Baseline Assessment by the Monitoring Committee of the Dutch Pension Funds Agreement on Responsible Investment
The Monitoring Committee of the Dutch Pension Funds Agreement on Responsible Investment has issued a report indicating the results of the baseline assessment, i.e. the state of affairs at the start of the Agreement. The Steering Committee has responded by publishing an ‘Appreciation’ addressing the recommendations set out in the report.
Publication of entire report
In the Agreement, Participating Pension Funds, the Dutch government, trade unions and NGOs undertake to incorporate the OECD Guidelines and United Nations Guiding Principles on Business and Human Rights (UNGPs) into the policy and practice of pension funds. The Participating Pension Funds – a total of almost 80, accounting for about 90 percent of the total assets managed by pension funds in the Netherlands – and other parties involved have completed the baseline assessment. In the interest of transparency, the parties have decided to publish the entire report.
There will be follow-up assessments in the coming years to monitor progress. The baseline assessment will also be used to set the KPI target percentages.
- Baseline assessment, i.e. the state of affairs at the start of the Agreement.
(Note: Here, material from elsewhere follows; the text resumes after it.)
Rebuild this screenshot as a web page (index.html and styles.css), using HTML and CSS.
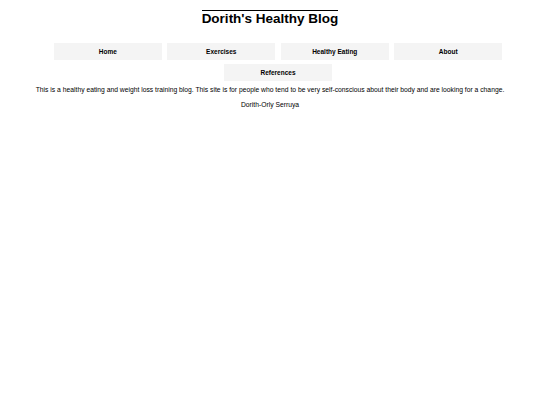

- The Steering Committee has responded by publishing an ‘Appreciation (in Dutch)’ addressing the recommendations set out in the report.
Focus on key concepts
In its ‘Appreciation’, the Steering Committee acknowledges the value of the report and responds to the recommendations. Below are a few examples of the findings and recommendations (and the Steering Committee’s responses to them).
- Most of the Participating Pension Funds have an investment policy based on responsible business conduct, and most also apply that policy. Nevertheless, they differ significantly in terms of policy completeness and the level of detail. The OECD Guidelines for due diligence require the identification of any potential or actual adverse impacts of investments on stakeholders, for example employees or local communities. This appears to be an unfamiliar concept for investors; until now, their ESG policy has focused primarily on potential adverse impacts on the financial value of investments. The Steering Committee acknowledges that this is the case. Participating Pension Funds have until the end of 2020 to amend their policy in line with the provisions of the Agreement and can use the various instruments available for this purpose. The Steering Committee expects that the instruments under development in the first year of the Agreement will be helpful in this respect.
- The Monitoring Committee has noted some confusion regarding the meaning of key concepts such as ‘due diligence’ and ‘long-term value creation’. It is essential that the Participating Pension Funds, executive board support offices, members and other stakeholders become better acquainted with the OECD Guidelines/UNGPs. The Steering Committee acknowledges the importance of this issue and will ensure that it receives proper attention in the years ahead.
- The report also notes that Participating Pension Funds lack a policy describing how they deal with the implementation of their own ESG policy in outsourcing relationships. Given the early stage of the Agreement, the Steering Committee considers that this observation was to be anticipated. Pension funds in fact work with a wide variety of pension administrators. The ongoing development of this policy will be a focus of attention over the coming years.
- With regard to reporting and transparency, the Steering Committee agrees with the Monitoring Committee’s recommendation that pension funds’ ESG policy decisions – including the implementation of the OECD Guidelines and the UNGPs – should be made transparent for members. Doing so is essential if pension funds are to win the support of their members for their specific ESG policy.
Objective of the Agreement
The parties’ objective in drawing up this Agreement is to prevent, mitigate and/or remediate (or provide access to remediation concerning) potential and actual adverse impacts on society and the environment stemming from investments made by pension funds. The Agreement is intended to fulfil the expectations set for pension funds under the UNGPs and OECD Guidelines, with the OECD guidance ‘Responsible business conduct for institutional investors’ providing support for implementation.